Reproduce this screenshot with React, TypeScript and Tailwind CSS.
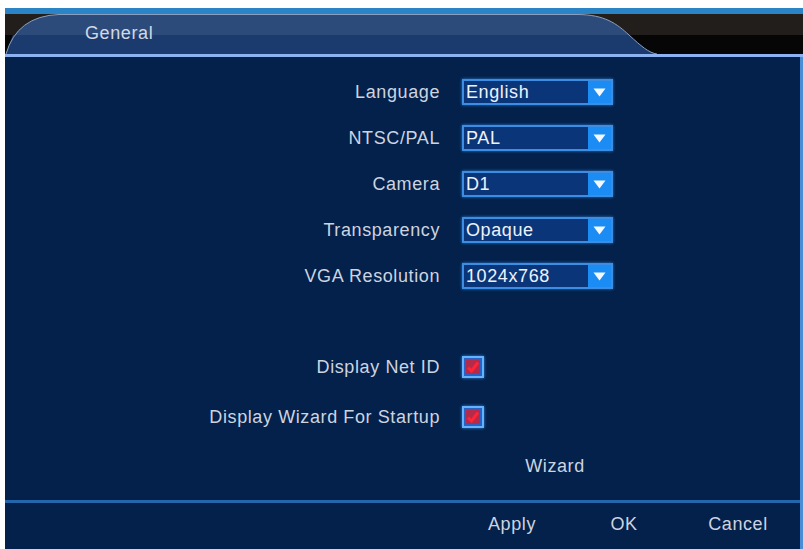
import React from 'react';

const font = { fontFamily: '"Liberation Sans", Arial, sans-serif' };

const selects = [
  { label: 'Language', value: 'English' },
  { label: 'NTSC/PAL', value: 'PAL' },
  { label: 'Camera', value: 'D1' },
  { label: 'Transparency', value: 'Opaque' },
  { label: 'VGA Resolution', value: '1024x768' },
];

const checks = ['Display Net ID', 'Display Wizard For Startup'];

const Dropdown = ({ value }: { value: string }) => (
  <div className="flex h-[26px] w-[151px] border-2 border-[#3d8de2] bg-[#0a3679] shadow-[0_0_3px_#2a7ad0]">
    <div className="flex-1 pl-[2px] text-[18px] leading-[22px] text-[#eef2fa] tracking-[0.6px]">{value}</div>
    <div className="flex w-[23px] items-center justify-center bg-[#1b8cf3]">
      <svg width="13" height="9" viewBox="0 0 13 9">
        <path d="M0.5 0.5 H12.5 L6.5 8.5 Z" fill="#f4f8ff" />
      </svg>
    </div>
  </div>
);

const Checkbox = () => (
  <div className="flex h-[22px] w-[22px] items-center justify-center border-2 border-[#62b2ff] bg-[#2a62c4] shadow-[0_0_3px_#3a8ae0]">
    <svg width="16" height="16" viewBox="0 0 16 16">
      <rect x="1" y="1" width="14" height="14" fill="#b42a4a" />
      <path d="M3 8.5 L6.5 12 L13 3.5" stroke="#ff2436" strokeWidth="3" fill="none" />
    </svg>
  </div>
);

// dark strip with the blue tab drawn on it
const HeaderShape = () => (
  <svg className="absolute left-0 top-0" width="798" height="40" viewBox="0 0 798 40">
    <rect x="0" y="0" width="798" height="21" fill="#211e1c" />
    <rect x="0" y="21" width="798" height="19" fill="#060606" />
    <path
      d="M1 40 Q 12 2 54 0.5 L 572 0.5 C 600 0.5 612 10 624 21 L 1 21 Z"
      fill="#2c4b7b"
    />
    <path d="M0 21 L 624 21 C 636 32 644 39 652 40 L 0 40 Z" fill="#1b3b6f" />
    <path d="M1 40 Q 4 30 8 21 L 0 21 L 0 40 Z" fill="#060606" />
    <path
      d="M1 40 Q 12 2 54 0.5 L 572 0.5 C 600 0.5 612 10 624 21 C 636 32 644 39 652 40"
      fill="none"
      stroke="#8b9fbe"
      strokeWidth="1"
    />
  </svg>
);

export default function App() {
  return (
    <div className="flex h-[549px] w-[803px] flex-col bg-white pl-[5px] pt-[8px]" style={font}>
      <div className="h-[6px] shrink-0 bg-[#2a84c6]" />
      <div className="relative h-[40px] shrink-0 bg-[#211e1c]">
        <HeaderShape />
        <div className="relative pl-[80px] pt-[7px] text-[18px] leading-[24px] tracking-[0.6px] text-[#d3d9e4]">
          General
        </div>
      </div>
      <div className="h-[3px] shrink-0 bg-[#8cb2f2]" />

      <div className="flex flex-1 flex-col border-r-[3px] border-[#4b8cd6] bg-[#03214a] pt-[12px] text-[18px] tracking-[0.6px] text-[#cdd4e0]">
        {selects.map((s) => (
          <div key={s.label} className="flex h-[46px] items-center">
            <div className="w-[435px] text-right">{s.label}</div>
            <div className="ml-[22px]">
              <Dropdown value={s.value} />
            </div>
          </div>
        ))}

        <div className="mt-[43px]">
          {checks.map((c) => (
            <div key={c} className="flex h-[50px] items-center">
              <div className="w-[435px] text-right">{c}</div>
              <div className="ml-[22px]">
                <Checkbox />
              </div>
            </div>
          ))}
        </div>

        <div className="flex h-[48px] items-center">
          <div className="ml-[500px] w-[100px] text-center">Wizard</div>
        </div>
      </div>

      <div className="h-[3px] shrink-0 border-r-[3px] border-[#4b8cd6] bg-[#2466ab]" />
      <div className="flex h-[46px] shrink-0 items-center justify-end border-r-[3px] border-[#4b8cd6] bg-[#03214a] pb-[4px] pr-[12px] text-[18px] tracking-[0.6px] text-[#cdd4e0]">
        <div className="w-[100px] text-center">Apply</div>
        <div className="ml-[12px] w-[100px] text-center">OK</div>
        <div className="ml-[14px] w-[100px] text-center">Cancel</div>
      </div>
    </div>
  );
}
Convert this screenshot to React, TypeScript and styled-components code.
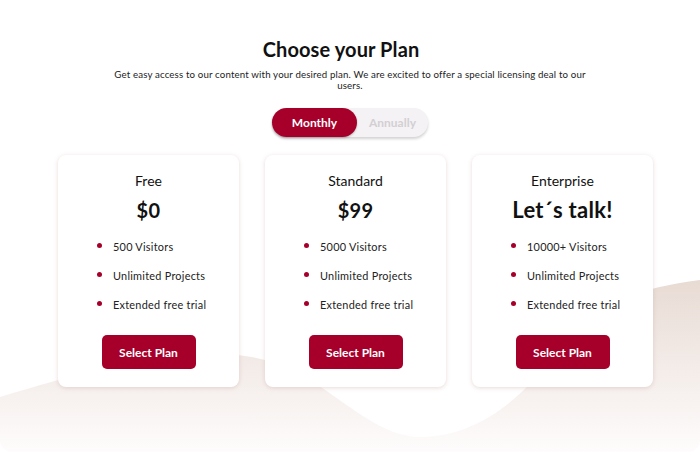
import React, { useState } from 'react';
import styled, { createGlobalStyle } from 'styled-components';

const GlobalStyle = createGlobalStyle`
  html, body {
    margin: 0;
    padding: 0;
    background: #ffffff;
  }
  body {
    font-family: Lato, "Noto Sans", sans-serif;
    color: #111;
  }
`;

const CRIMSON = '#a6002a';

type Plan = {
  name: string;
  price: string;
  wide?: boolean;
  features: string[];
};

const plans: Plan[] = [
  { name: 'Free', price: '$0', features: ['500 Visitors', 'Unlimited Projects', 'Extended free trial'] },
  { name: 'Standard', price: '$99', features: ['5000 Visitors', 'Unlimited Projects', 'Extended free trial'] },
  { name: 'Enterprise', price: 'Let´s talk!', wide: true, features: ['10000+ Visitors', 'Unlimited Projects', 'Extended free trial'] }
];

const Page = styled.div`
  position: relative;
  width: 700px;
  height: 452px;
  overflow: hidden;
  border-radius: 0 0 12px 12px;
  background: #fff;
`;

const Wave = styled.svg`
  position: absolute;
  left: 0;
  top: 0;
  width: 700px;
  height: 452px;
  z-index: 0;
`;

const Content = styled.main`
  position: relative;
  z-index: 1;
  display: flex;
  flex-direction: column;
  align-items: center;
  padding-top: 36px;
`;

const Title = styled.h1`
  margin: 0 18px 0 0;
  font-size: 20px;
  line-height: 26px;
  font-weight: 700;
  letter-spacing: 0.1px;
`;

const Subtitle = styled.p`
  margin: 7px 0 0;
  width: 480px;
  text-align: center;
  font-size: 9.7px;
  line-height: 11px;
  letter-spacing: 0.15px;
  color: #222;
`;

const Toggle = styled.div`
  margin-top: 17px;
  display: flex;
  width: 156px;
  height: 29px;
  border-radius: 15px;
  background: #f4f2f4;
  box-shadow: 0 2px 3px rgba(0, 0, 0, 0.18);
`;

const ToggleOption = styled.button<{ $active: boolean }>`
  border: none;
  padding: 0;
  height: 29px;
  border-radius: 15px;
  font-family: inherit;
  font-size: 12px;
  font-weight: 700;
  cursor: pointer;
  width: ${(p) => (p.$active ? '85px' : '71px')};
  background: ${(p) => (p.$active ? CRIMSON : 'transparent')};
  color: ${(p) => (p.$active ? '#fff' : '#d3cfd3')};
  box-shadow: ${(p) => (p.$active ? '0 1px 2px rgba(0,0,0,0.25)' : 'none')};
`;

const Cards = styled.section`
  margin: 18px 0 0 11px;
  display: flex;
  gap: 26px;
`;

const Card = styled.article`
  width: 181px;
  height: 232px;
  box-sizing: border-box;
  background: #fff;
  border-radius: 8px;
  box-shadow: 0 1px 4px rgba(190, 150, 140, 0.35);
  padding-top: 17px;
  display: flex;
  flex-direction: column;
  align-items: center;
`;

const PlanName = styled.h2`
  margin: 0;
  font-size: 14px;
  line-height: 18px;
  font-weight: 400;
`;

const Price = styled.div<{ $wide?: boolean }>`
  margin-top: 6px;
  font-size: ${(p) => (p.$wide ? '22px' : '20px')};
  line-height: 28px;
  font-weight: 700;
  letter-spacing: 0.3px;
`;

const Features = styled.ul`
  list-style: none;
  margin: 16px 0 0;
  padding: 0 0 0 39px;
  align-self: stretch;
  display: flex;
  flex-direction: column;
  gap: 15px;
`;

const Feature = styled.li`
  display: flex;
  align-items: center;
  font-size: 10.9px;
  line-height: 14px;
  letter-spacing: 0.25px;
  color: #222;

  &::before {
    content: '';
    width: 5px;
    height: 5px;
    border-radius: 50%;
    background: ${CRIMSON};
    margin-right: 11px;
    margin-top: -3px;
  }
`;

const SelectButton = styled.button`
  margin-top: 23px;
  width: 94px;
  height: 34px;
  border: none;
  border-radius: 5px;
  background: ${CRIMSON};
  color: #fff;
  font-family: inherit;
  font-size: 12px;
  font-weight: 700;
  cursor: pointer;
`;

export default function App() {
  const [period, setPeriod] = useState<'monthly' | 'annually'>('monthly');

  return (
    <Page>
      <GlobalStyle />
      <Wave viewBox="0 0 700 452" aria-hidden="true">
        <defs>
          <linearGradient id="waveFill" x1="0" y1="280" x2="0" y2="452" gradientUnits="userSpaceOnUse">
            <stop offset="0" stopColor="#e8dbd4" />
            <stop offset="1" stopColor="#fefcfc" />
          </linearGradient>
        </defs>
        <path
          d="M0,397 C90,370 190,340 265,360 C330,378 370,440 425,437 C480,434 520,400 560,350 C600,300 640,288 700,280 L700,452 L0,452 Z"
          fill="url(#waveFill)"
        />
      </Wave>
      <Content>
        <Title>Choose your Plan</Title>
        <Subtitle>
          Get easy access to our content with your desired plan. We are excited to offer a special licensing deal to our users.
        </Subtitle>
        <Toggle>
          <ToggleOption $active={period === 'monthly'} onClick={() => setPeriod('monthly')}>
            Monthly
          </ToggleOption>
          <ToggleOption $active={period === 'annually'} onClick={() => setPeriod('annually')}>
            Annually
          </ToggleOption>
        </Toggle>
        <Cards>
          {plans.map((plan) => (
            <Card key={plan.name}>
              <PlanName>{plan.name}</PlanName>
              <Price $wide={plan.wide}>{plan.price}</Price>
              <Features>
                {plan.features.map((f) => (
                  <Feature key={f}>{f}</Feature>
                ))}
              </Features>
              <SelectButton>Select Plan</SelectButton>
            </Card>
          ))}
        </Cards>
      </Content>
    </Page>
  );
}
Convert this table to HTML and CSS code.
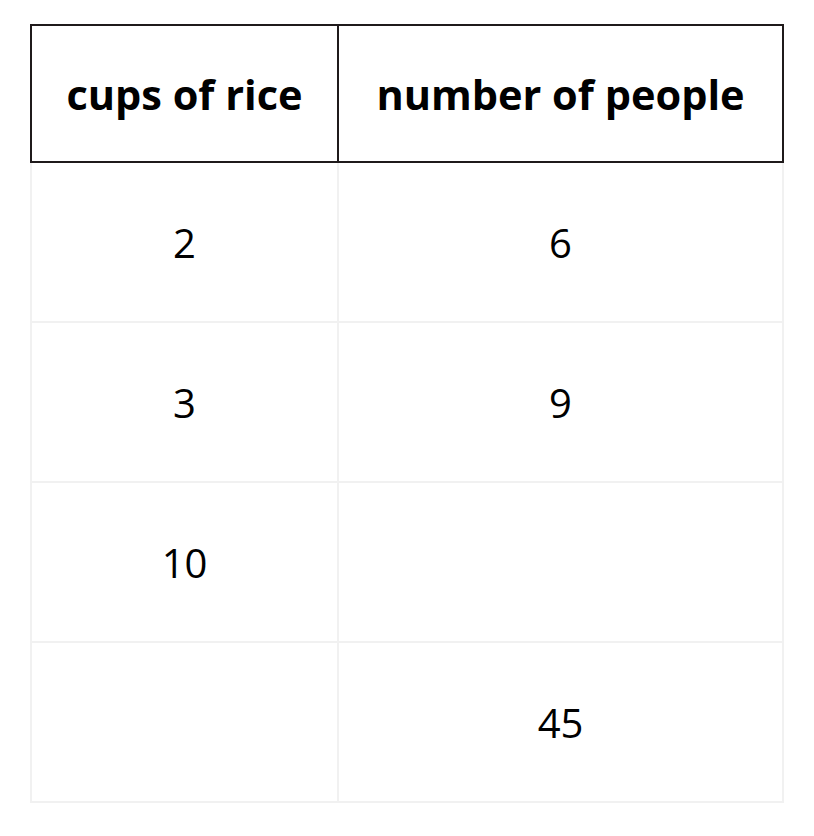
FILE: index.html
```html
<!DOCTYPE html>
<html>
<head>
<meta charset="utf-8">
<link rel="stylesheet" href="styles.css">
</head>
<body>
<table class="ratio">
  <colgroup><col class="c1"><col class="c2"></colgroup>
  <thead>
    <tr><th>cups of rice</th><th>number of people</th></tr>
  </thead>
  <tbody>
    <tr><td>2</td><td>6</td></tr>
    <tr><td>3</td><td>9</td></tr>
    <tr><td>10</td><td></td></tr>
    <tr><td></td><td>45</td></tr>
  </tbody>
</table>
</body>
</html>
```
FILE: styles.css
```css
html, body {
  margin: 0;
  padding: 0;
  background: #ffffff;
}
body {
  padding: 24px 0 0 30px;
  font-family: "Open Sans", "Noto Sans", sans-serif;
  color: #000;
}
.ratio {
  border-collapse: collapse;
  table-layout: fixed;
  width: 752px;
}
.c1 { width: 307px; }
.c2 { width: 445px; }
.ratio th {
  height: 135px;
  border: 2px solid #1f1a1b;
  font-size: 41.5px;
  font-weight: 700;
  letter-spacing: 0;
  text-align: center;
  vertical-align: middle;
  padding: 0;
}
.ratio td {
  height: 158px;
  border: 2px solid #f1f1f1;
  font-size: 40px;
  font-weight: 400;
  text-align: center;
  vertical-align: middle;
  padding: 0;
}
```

-- -- --

Please retype, exactly and with the pictures left out, the lines from the line containing "Convert this table to HTML and CSS code." through the last line of the records above.

Convert this table to HTML and CSS code.
FILE: index.html
```html
<!DOCTYPE html>
<html>
<head>
<meta charset="utf-8">
<link rel="stylesheet" href="styles.css">
</head>
<body>
<table class="ratio">
  <colgroup><col class="c1"><col class="c2"></colgroup>
  <thead>
    <tr><th>cups of rice</th><th>number of people</th></tr>
  </thead>
  <tbody>
    <tr><td>2</td><td>6</td></tr>
    <tr><td>3</td><td>9</td></tr>
    <tr><td>10</td><td></td></tr>
    <tr><td></td><td>45</td></tr>
  </tbody>
</table>
</body>
</html>
```
FILE: styles.css
```css
html, body {
  margin: 0;
  padding: 0;
  background: #ffffff;
}
body {
  padding: 24px 0 0 30px;
  font-family: "Open Sans", "Noto Sans", sans-serif;
  color: #000;
}
.ratio {
  border-collapse: collapse;
  table-layout: fixed;
  width: 752px;
}
.c1 { width: 307px; }
.c2 { width: 445px; }
.ratio th {
  height: 135px;
  border: 2px solid #1f1a1b;
  font-size: 41.5px;
  font-weight: 700;
  letter-spacing: 0;
  text-align: center;
  vertical-align: middle;
  padding: 0;
}
.ratio td {
  height: 158px;
  border: 2px solid #f1f1f1;
  font-size: 40px;
  font-weight: 400;
  text-align: center;
  vertical-align: middle;
  padding: 0;
}
```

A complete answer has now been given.